Submitted by irfan on Sun, 2007-07-22 19:31.
VMmark 1.0 is now live.
This release is the culmination of lot of effort by the VMmark team. Big congrats to them to get this tool available to the virtualization community.
Having worked in the virtualization performance arena for about 5 years, I can attest to the need for standard benchmark. There are so many variables due to the layers of software running on layers and then resource sharing on top that it is very difficult to make sense of data presented by customers, partners, the press and the community at large. VMmark attempts to address this by creating a standard benchmark.
Submitted by irfan on Thu, 2007-07-12 07:27.
I found Micorosft's recent Live Migration related announcement rather puzzling.

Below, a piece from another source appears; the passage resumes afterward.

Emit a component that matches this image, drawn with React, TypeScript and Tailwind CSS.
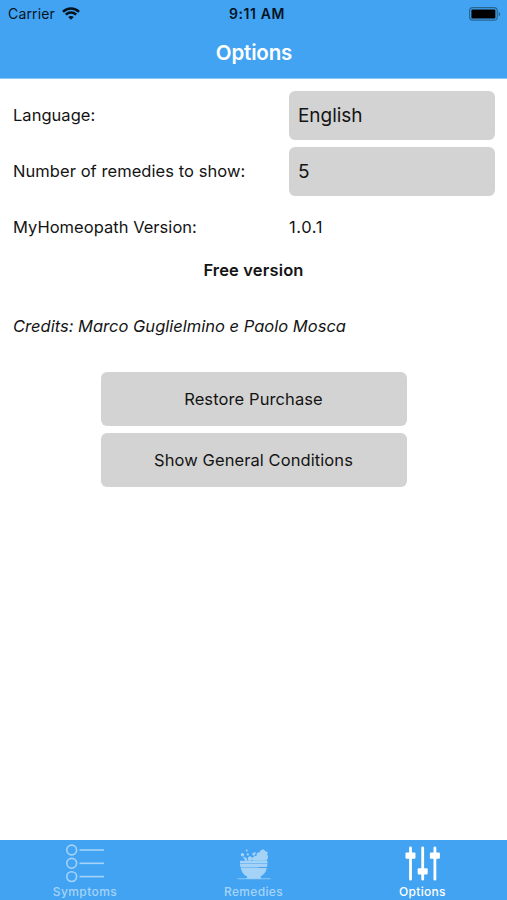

The Register published an article "Microsoft promises VMware beater despite reversals" that everyone should read. You'll get a laugh out of it. I sure did and it started my morning off just right!
Instead of providing details of this bogus idea of "quick migration", the Microsoft rep takes the press to task:
"The recent press has been inaccurate to say we don't do migration - we do migration: quick migration"
Submitted by irfan on Sun, 2007-04-08 08:34.
The anxiously awaited RHEL5 was released recently. The following is from RHEL5 release notes. Looks like virtualization support (with Xen 3) is only half- or perhaps only quarter-baked.
"Fully virtualized guests cannot be saved, restored or migrated."
So, does that mean no suspend/resume and no VMotion?
"Hardware-virtualized guests cannot have more than 2GB of virtual memory."
One really shouldn't try putting Enterprise or even SMB workloads with only 2GB upper limit.
"When you install a fully virtualized guest configured with vcpus=2, the fully virtualized guest may take an unreasonably long time to boot up. To work around this, destroy the slow-booting guest using the command xm destroy and then use xm create to start the same guest afterwards."